Search code examples
fortranranking

Efficient algorithm for iterative ranking of a vector


Suppose I've a scrambled vector of consecutive integers 1:n, say {3,6,2,1,4,5}. My problem is to find, for each element, the number of elements to its left that are smaller than itself. So I'd like the program to return {0,1,0,0,3,4} for this example. This is what I've written in Fortran:

subroutine iterrank(n,invec,outvec,tempvec)
    implicit none

    integer :: n, i, currank
    integer, dimension(n) :: invec, outvec, tempvec

    tempvec = 0
    outvec = 0
    do i = 1,n
        currank = invec(i)
        outvec(i) = tempvec(currank)
        tempvec(currank:n) = tempvec(currank:n) + 1
    end do

    return
end subroutine

It takes a temporary array (vector), and for each digit d the loop comes across, it adds 1 to every element beyond position d in the temporary vector. The next iteration then takes the appropriate element in the temporary vector as the count of elements smaller than itself. My questions are:

1) I believe this is of complexity O(n^2), since there are O(n) writes to the temporary vector in each iteration of the loop. Am I correct?

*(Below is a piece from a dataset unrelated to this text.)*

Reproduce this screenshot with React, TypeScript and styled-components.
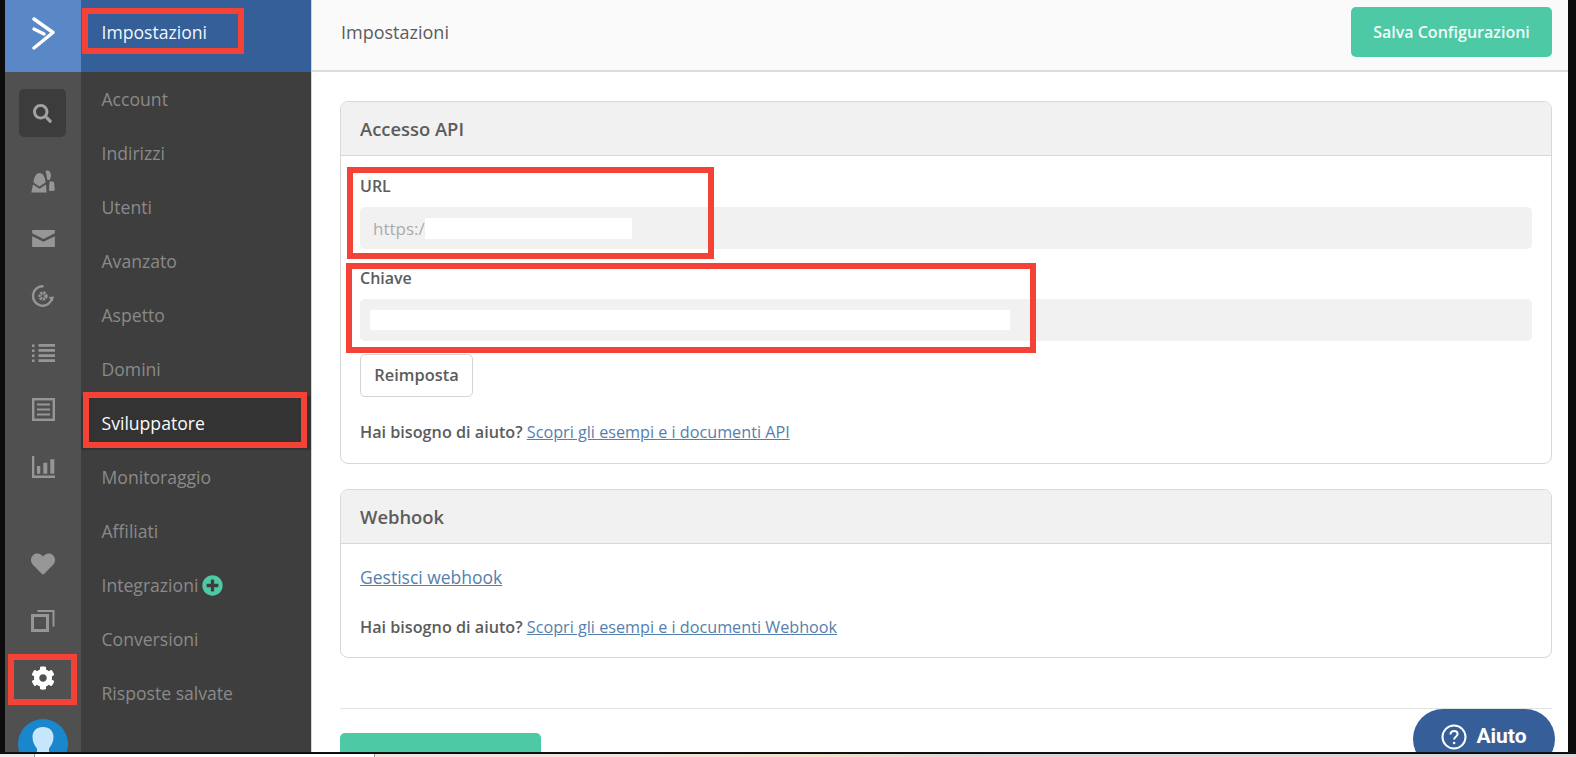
import React from 'react';
import styled, { createGlobalStyle } from 'styled-components';
import { FaSearch, FaHeart, FaCog, FaPlusCircle } from 'react-icons/fa';

const GlobalStyle = createGlobalStyle`
  html, body {
    margin: 0;
    padding: 0;
    background: #000;
    overflow: hidden;
  }
  * {
    box-sizing: border-box;
  }
`;

const Page = styled.div`
  position: relative;
  width: 1576px;
  height: 757px;
  overflow: hidden;
  display: flex;
  flex-direction: column;
  font-family: 'Open Sans', 'Liberation Sans', sans-serif;
  background: #0c0c0c;
`;

const Screen = styled.div`
  position: relative;
  height: 753px;
  flex: none;
  display: flex;
  padding: 0 8px 0 5px;
  overflow: hidden;
  border-bottom: 1px solid #111;
`;

const Rail = styled.div`
  width: 76px;
  flex: none;
  background: #505050;
  display: flex;
  flex-direction: column;
  align-items: center;
`;

const Logo = styled.div`
  height: 72px;
  width: 100%;
  flex: none;
  background: #5a88c6;
  display: flex;
  align-items: center;
  justify-content: center;
  padding-bottom: 6px;
  margin-bottom: 17px;
`;

const SearchBox = styled.div`
  width: 47px;
  height: 48px;
  flex: none;
  border-radius: 5px;
  background: #3c3c3c;
  color: #a2a2a2;
  display: flex;
  align-items: center;
  justify-content: center;
  font-size: 19px;
  margin-right: 1px;
  margin-bottom: 16px;
`;

const RailItem = styled.div<{ $active?: boolean; $gapTop?: number }>`
  height: 57px;
  width: 100%;
  flex: none;
  display: flex;
  align-items: center;
  justify-content: center;
  color: ${p => (p.$active ? '#fff' : '#969696')};
  margin-top: ${p => p.$gapTop ?? 0}px;
`;

const Avatar = styled.div`
  width: 50px;
  height: 50px;
  flex: none;
  margin-top: 13px;
  border-radius: 50%;
  background: #1a86cc;
  overflow: hidden;
  display: flex;
  justify-content: center;
`;

const Nav = styled.div`
  width: 231px;
  flex: none;
  background: #3e3e3e;
  display: flex;
  flex-direction: column;
  border-right: 1px solid #d4d4d4;
`;

const NavHeader = styled.div`
  height: 72px;
  flex: none;
  background: #345f98;
  color: #f2f6fb;
  display: flex;
  align-items: center;
  padding: 0 0 8px 20.5px;
  font-size: 17.6px;
  font-weight: 400;
`;

const NavItem = styled.div<{ $active?: boolean }>`
  height: 54px;
  flex: none;
  display: flex;
  align-items: center;
  gap: 4px;
  padding-left: 20.5px;
  font-size: 17.6px;
  color: ${p => (p.$active ? '#fbfbfb' : '#8a8a8a')};
  background: ${p => (p.$active ? '#333' : 'transparent')};
  font-weight: ${p => (p.$active ? 500 : 400)};
`;

const PlusIcon = styled.span`
  color: #4dc9a5;
  font-size: 21px;
  display: flex;
`;

const Main = styled.div`
  flex: 1;
  min-width: 0;
  background: #fff;
  display: flex;
  flex-direction: column;
`;

const TopBar = styled.div`
  height: 72px;
  flex: none;
  background: #fafafa;
  border-bottom: 2px solid #dcdcdc;
  display: flex;
  align-items: center;
  justify-content: space-between;
  padding: 0 16px 6px 29px;
  font-size: 18px;
  color: #5c5c5c;
`;

const PrimaryButton = styled.div`
  width: 201px;
  height: 50px;
  border-radius: 5px;
  background: #4dc9a5;
  color: #f2fbf8;
  font-size: 16px;
  font-weight: 600;
  display: flex;
  align-items: center;
  justify-content: center;
`;

const Content = styled.div`
  padding: 29px 16px 0 28px;
  display: flex;
  flex-direction: column;
`;

const Panel = styled.div<{ $height: number }>`
  height: ${p => p.$height}px;
  flex: none;
  border: 1px solid #d8d8d8;
  border-radius: 8px;
  overflow: hidden;
  margin-bottom: 25px;
`;

const PanelTitle = styled.div`
  height: 54px;
  background: #f1f1f1;
  border-bottom: 1px solid #d8d8d8;
  display: flex;
  align-items: center;
  padding-left: 19px;
  font-size: 18.4px;
  font-weight: 600;
  color: #5c5c5c;
`;

const PanelBody = styled.div`
  padding: 19px 19px 0;
  display: flex;
  flex-direction: column;
  align-items: flex-start;
`;

const Label = styled.div`
  height: 22px;
  line-height: 22px;
  font-size: 16px;
  font-weight: 600;
  color: #5c5c5c;
  margin-bottom: 10px;
`;

const Field = styled.div<{ $pad: number; $gapBottom: number }>`
  width: 100%;
  height: 42px;
  flex: none;
  border-radius: 5px;
  background: #f1f1f1;
  display: flex;
  align-items: center;
  padding-left: ${p => p.$pad}px;
  margin-bottom: ${p => p.$gapBottom}px;
  font-size: 17px;
  color: #ababab;
`;

const FieldValue = styled.span`
  width: 52px;
  flex: none;
  overflow: hidden;
  white-space: nowrap;
`;

const Redaction = styled.span<{ $width: number; $height: number }>`
  width: ${p => p.$width}px;
  height: ${p => p.$height}px;
  background: #fff;
  flex: none;
`;

const OutlineButton = styled.div`
  width: 113px;
  height: 43px;
  border: 1px solid #d4d4d4;
  border-radius: 5px;
  background: #fff;
  display: flex;
  align-items: center;
  justify-content: center;
  padding-bottom: 2px;
  font-size: 16.4px;
  font-weight: 600;
  color: #5c5c5c;
`;

const Help = styled.div<{ $top: number }>`
  margin-top: ${p => p.$top}px;
  font-size: 16.2px;
  line-height: 22px;
  font-weight: 600;
  color: #5c5c5c;
`;

const Link = styled.a<{ $large?: boolean }>`
  color: #5580ae;
  text-decoration: underline;
  font-weight: 400;
  font-size: ${p => (p.$large ? '17.5px' : 'inherit')};
`;

const Divider = styled.div`
  height: 1px;
  background: #e2e2e2;
  margin-top: 25px;
`;

const ApplyButton = styled.div`
  width: 201px;
  height: 50px;
  margin-top: 24px;
  border-radius: 5px;
  background: #4dc9a5;
  color: #f2fbf8;
  font-size: 16px;
  font-weight: 600;
  display: flex;
  align-items: center;
  justify-content: center;
`;

const HelpBubble = styled.div`
  position: absolute;
  left: 1413px;
  top: 709px;
  width: 142px;
  height: 60px;
  border-radius: 30px;
  background: #365f99;
  color: #fff;
  display: flex;
  align-items: flex-start;
  justify-content: center;
  gap: 9px;
  padding-top: 15px;
  font-family: Roboto, 'Liberation Sans', sans-serif;
  font-size: 21px;
  font-weight: 700;
  line-height: 25px;
`;

const RedBox = styled.div<{ $x: number; $y: number; $w: number; $h: number }>`
  position: absolute;
  left: ${p => p.$x}px;
  top: ${p => p.$y}px;
  width: ${p => p.$w}px;
  height: ${p => p.$h}px;
  border: 6px solid #f44336;
`;

const Taskbar = styled.div`
  height: 3px;
  flex: none;
  margin-top: 1px;
  display: flex;
  background: linear-gradient(90deg, #f4ece8 0%, #f0e3da 40%, #efe3c6 52%, #d8d8dc 62%, #d9d9dd 100%);
`;

const TaskbarStart = styled.div`
  width: 34px;
  background: #ececec;
`;

const TaskbarWindow = styled.div`
  width: 341px;
  background: #fff;
  border-left: 1px solid #999;
  border-right: 1px solid #999;
`;

const LogoIcon = () => (
  <svg width="23" height="33" viewBox="0 0 23 33" fill="none" stroke="#fff" strokeLinecap="round" strokeLinejoin="round">
    <path d="M2 2 L21 15.500 L2 31" strokeWidth="3.400" />
    <path d="M2 12 L12 17" strokeWidth="3.200" />
  </svg>
);

const PeopleIcon = () => (
  <svg width="24" height="23" viewBox="0 0 24 23" fill="currentColor">
    <path d="M14.500 1c2.800-1.400 5.200.6 5.400 3.800.1 2-.5 4-1.600 5.500l-2.200-.8c-.2-3-.9-5.900-1.600-8.500z" />
    <path d="M19 11l4 1 .8 8.300c-2 .8-4 .8-5.700.4-.1-3.300 0-6.700.9-9.700z" />
    <path d="M8.500 3c3.400 0 5.600 4 6.100 9.500L8.500 16.500 2.400 12.500C3 7 5.100 3 8.500 3z" />
    <path d="M2 14.500l6.500 4.300L15 14.500l.6 8H.3z" />
  </svg>
);

const MailIcon = () => (
  <svg width="23" height="17" viewBox="0 0 24 18" fill="currentColor">
    <path d="M0 0h24v3.500L12 9.500 0 3.500z" />
    <path d="M0 6.500l12 6 12-6V18H0z" />
  </svg>
);

const AutomationIcon = () => (
  <svg width="24" height="24" viewBox="0 0 24 24" fill="none" stroke="currentColor">
    <path d="M21 14.500A9.700 9.700 0 1 1 11.500 2.300" strokeWidth="2.400" strokeLinecap="round" />
    <circle cx="12" cy="12" r="3" strokeWidth="3.400" strokeDasharray="2 .8" />
    <path d="M17.500 13l5.500-.5-1.500 5z" fill="currentColor" stroke="none" />
  </svg>
);

const ListIcon = () => (
  <svg width="23" height="18" viewBox="0 0 23 18" fill="currentColor">
    <path d="M0 .5h2.500V3H0zM0 5.500h2.500V8H0zM0 10.500h2.500V13H0zM0 15.500h2.500V18H0z" />
    <path d="M6.500 0H23v2.700H6.500zM6.500 5H23v2.700H6.500zM6.500 10.200H23v2.700H6.500zM6.500 15.300H23V18H6.500z" />
  </svg>
);

const FormIcon = () => (
  <svg width="23" height="23" viewBox="0 0 23 23" fill="none" stroke="currentColor">
    <rect x="1.200" y="1.200" width="20.600" height="20.600" strokeWidth="2.400" />
    <path d="M5 6.500h13M5 11.500h13M5 16.500h13" strokeWidth="2" />
  </svg>
);

const ChartIcon = () => (
  <svg width="23" height="22" viewBox="0 0 23 22" fill="currentColor">
    <path d="M0 0h2.300v19.500H23V22H0z" />
    <path d="M5 10h3.300v7.700H5zM11.300 6.700h4v11h-4zM18.300 3.300h4v14.400h-4z" />
  </svg>
);

const CopyIcon = () => (
  <svg width="24" height="23" viewBox="0 0 24 23" fill="none" stroke="currentColor">
    <rect x="1.500" y="6.500" width="15" height="15" strokeWidth="3" />
    <path d="M6.500 2h16v15.500" strokeWidth="2" />
  </svg>
);

const AvatarIcon = () => (
  <svg width="26" height="50" viewBox="0 0 26 50" fill="#c6e6fb">
    <path d="M13 8c6.500 0 10.500 4 10.500 10 0 5-2.500 9-4.500 11.500V36l7 4v10H0V40l7-4v-6.500C5 27 2.500 23 2.500 18 2.500 12 6.500 8 13 8z" />
  </svg>
);

const QuestionIcon = () => (
  <svg width="26" height="26" viewBox="0 0 26 26" fill="none" stroke="#fff">
    <circle cx="13" cy="13" r="11.500" strokeWidth="2" />
    <path d="M9.500 10.500c0-2.200 1.600-3.500 3.600-3.500s3.500 1.300 3.500 3c0 2.800-3.500 2.800-3.500 5.500" strokeWidth="2" />
    <circle cx="13.100" cy="19" r="1.300" fill="#fff" stroke="none" />
  </svg>
);

const navItems = ['Account', 'Indirizzi', 'Utenti', 'Avanzato', 'Aspetto', 'Domini', 'Sviluppatore', 'Monitoraggio', 'Affiliati', 'Integrazioni', 'Conversioni', 'Risposte salvate'];

const App: React.FC = () => {
  return (
    <Page>
      <GlobalStyle />
      <Screen>
        <Rail>
          <Logo><LogoIcon /></Logo>
          <SearchBox><FaSearch /></SearchBox>
          <RailItem><PeopleIcon /></RailItem>
          <RailItem><MailIcon /></RailItem>
          <RailItem><AutomationIcon /></RailItem>
          <RailItem><ListIcon /></RailItem>
          <RailItem><FormIcon /></RailItem>
          <RailItem><ChartIcon /></RailItem>
          <RailItem $gapTop={40}><FaHeart size={24} /></RailItem>
          <RailItem><CopyIcon /></RailItem>
          <RailItem $active><FaCog size={24} /></RailItem>
          <Avatar><AvatarIcon /></Avatar>
        </Rail>
        <Nav>
          <NavHeader>Impostazioni</NavHeader>
          {navItems.map(item => (
            <NavItem key={item} $active={item === 'Sviluppatore'}>
              {item}
              {item === 'Integrazioni' && <PlusIcon><FaPlusCircle /></PlusIcon>}
            </NavItem>
          ))}
        </Nav>
        <Main>
          <TopBar>
            Impostazioni
            <PrimaryButton>Salva Configurazioni</PrimaryButton>
          </TopBar>
          <Content>
            <Panel $height={363}>
              <PanelTitle>Accesso API</PanelTitle>
              <PanelBody>
                <Label>URL</Label>
                <Field $pad={13} $gapBottom={18}>
                  <FieldValue>https://</FieldValue>
                  <Redaction $width={207} $height={21} />
                </Field>
                <Label>Chiave</Label>
                <Field $pad={10} $gapBottom={13}>
                  <Redaction $width={640} $height={20} />
                </Field>
                <OutlineButton>Reimposta</OutlineButton>
                <Help $top={24}>
                  Hai bisogno di aiuto? <Link>Scopri gli esempi e i documenti API</Link>
                </Help>
              </PanelBody>
            </Panel>
            <Panel $height={169}>
              <PanelTitle>Webhook</PanelTitle>
              <PanelBody>
                <Help $top={3}><Link $large>Gestisci webhook</Link></Help>
                <Help $top={27}>
                  Hai bisogno di aiuto? <Link>Scopri gli esempi e i documenti Webhook</Link>
                </Help>
              </PanelBody>
            </Panel>
            <Divider />
            <ApplyButton>Salva Configurazioni</ApplyButton>
          </Content>
        </Main>
        <HelpBubble><QuestionIcon />Aiuto</HelpBubble>
        <RedBox $x={82} $y={8} $w={162} $h={46} />
        <RedBox $x={83} $y={392} $w={224} $h={56} />
        <RedBox $x={8} $y={654} $w={69} $h={51} />
        <RedBox $x={347} $y={167} $w={367} $h={92} />
        <RedBox $x={346} $y={263} $w={690} $h={90} />
      </Screen>
      <Taskbar>
        <TaskbarStart />
        <TaskbarWindow />
      </Taskbar>
    </Page>
  );
};

export default App;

2) Is there a more efficient way of doing this for large n (say, >100k)?


Solution

  • I believe this would be more efficient, and you could also reduce the temporary integer array to a single byte.

    subroutine iterrank(n,invec,outvec,tempvec)
        implicit none
    
        integer :: n, i, currank
        integer, dimension(n) :: invec, outvec, tempvec
    
        tempvec = 0
        !outvec = 0 ! no need to initialize something overwritten below
        do i = 1 , n
            currank = invec(i)
            outvec(i) = sum( tempvec(1:currank) )
            tempvec(currank) = 1
        end do
    
    end subroutine
    

    The gain is that you are only writing twice per index, however you are reading elements a maximum of n*n times.

    EDIT:

    I haven't tried this, but it should do less reads, with a possible overhead of branching. It is possibly faster for extremely large arrays, I would however expect it to be slower for short arrays:

    subroutine iterrank(n,invec,outvec,tempvec)
      implicit none
    
      integer :: n, i, currank, prevrank
      integer, dimension(n) :: invec, outvec, tempvec
    
      tempvec = 0
      outvec(1) = 0
      tempvec(invec(1)) = 1
      do i = 2 , n
         prevrank = invec(i-1)
         currank = invec(i)
         if ( abs(prevrank-currank) > currank ) then
            outvec(i) = sum( tempvec(1:currank) )
         else if ( prevrank < currank ) then
            outvec(i) = outvec(i-1) + sum( tempvec(prevrank:currank) )
         else
            outvec(i) = outvec(i-1) - sum( tempvec(currank:prevrank-1) )
         end if
         tempvec(currank) = 1
      end do
    
    end subroutine iterrank